Critique
Dans CHLOE, son dernier film, le réalisateur canadien Atom Egoyan traque avec une sensibilité à fleur de peau les mouvements de l’âme de ses personnages. C’est à la fois un film sur la métamorphose d’une femme, la peur de ne plus être désirée et l’usure des sentiments, l’altération de la réalité par les fantasmes, le besoin dévorant d’être aimé. Par la finesse du jeu de Julianne Moore (la femme), la sincérité bouleversante d’Amanda Seyfried (Chloé), le film touche au plus profond de soi. De facture très classique, ce remake du long métrage français d’Anne Fontaine NATHALIE tranche sur la filmographie du réalisateur qui, d’ordinaire, écrit lui-même tous ses films. L’histoire y est contée selon une approche chronologique et linéaire, à la manière d’un thriller hollywoodien, un parti pris inhabituel pour l’auteur. Pourtant, le film laisse bel et bien apparaître l’empreinte d’Egoyan avec sa direction d’acteurs, l’atmosphère à la fois sensuelle et mystérieuse dans laquelle baignent ses personnages: une femme, gynécologue, soupçonne son mari (Liam Neeson) d’infidélité. Pour en avoir le cœur net, elle engage une escort girl, Chloé, pour le séduire et faire le rapport détaillé de tous leurs rendez-vous secrets. L’épouse, qui a perdu ses repères, redécouvre le désir au fil des récits sensuels et suggestifs que lui fait la jeune prostituée au bouleversant regard d’enfant meurtri et assoiffé d’amour. Un regard inoubliable que Catherine ne décrypte pas vraiment. Elle ne saisit pas à quel point elle a perturbé la vie de la jeune femme par sa présence maternelle et sensuelle.
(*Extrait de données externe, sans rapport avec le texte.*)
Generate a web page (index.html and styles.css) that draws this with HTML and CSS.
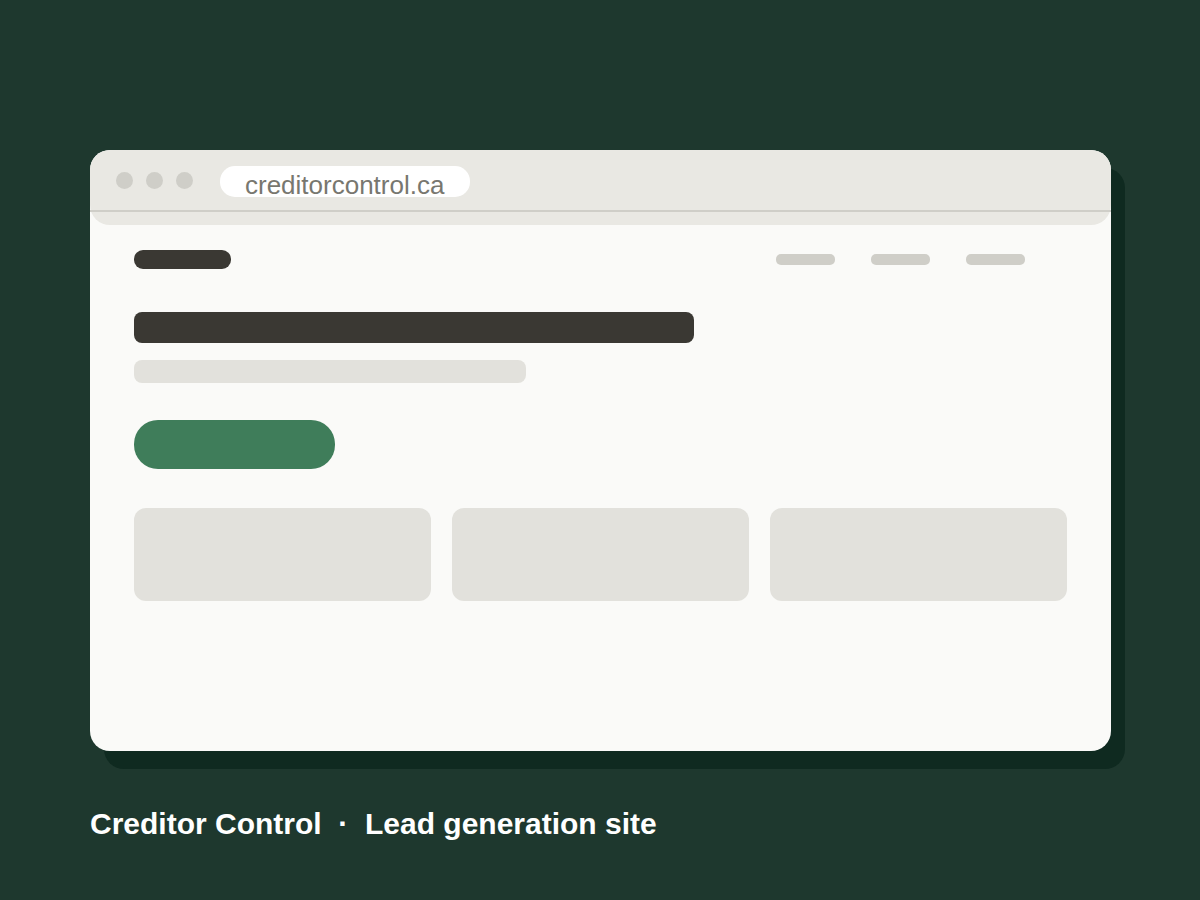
FILE: index.html
```html
<!DOCTYPE html>
<html lang="en">
<head>
<meta charset="utf-8">
<title>Creditor Control</title>
<link rel="stylesheet" href="styles.css">
</head>
<body>
<main class="stage">
  <section class="browser" aria-label="Site preview">
    <header class="toolbar">
      <div class="toolbar-row">
        <div class="dots"><span class="dot"></span><span class="dot"></span><span class="dot"></span></div>
        <div class="address">creditorcontrol.ca</div>
      </div>
      <div class="toolbar-lip"></div>
    </header>
    <div class="page">
      <div class="nav">
        <span class="logo"></span>
        <div class="links"><span class="link"></span><span class="link"></span><span class="link"></span></div>
      </div>
      <div class="headline"></div>
      <div class="subline"></div>
      <div class="cta"></div>
      <div class="cards"><div class="card"></div><div class="card"></div><div class="card"></div></div>
    </div>
  </section>
  <h1 class="caption">Creditor Control&nbsp; ·&nbsp; Lead generation site</h1>
</main>
</body>
</html>
```
FILE: styles.css
```css
* { box-sizing: border-box; }

body {
  margin: 0;
  background: #1e382e;
  font-family: "Liberation Sans", Arial, sans-serif;
}

.stage {
  min-height: 100vh;
  padding: 150px 89px 56px 90px;
}

.browser {
  border-radius: 20px;
  background: #fafaf8;
  box-shadow: 14px 18px 0 #0f2a20;
}

.toolbar {
  border-radius: 20px;
  background: #e9e8e3;
}

.toolbar-row {
  display: flex;
  align-items: flex-start;
  gap: 27px;
  height: 62px;
  padding: 16px 26px 0;
  border-bottom: 2px solid #cfcec8;
}

.toolbar-lip { height: 13px; }

.dots {
  display: flex;
  gap: 13px;
  padding-top: 6px;
}

.dot {
  width: 17px;
  height: 17px;
  border-radius: 50%;
  background: #cfcec8;
}

.address {
  width: 250px;
  height: 31px;
  padding: 4px 25px 0;
  border-radius: 15px;
  background: #fff;
  color: #78776f;
  font-size: 26px;
  line-height: 30px;
}

.page { padding: 25px 44px 150px; }

.nav {
  display: flex;
  align-items: center;
  justify-content: space-between;
}

.logo {
  width: 97px;
  height: 19px;
  border-radius: 9px;
  background: #3a3833;
}

.links {
  display: flex;
  gap: 36px;
  margin-right: 42px;
}

.link {
  width: 59px;
  height: 11px;
  border-radius: 5px;
  background: #cfcec8;
}

.headline {
  width: 60%;
  height: 31px;
  margin-top: 43px;
  border-radius: 8px;
  background: #3a3833;
}

.subline {
  width: 42%;
  height: 23px;
  margin-top: 17px;
  border-radius: 8px;
  background: #e2e1dc;
}

.cta {
  width: 201px;
  height: 49px;
  margin-top: 37px;
  border-radius: 24px;
  background: #3f7d5a;
}

.cards {
  display: grid;
  grid-template-columns: repeat(3, 1fr);
  gap: 21px;
  margin-top: 39px;
}

.card {
  height: 93px;
  border-radius: 12px;
  background: #e2e1dc;
}

.caption {
  margin: 55px 0 0;
  color: #fff;
  font-size: 30px;
  line-height: 36px;
}
```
La jeune prostituée, à qui la vie ne semble pas avoir fait de cadeau, se met à fantasmer sur Catherine, cette femme qui pourrait être comme une mère pour elle, comme une amoureuse, dont elle s’entiche jusqu’à l’obsession.
Réduire CHLOE à un film érotique comme le suggère la pub, c’est occulter cette émouvante exploration de l’âme, avec ses ombres et ses lumières fulgurantes, qu’Atom Egoyan a si bien su cerner.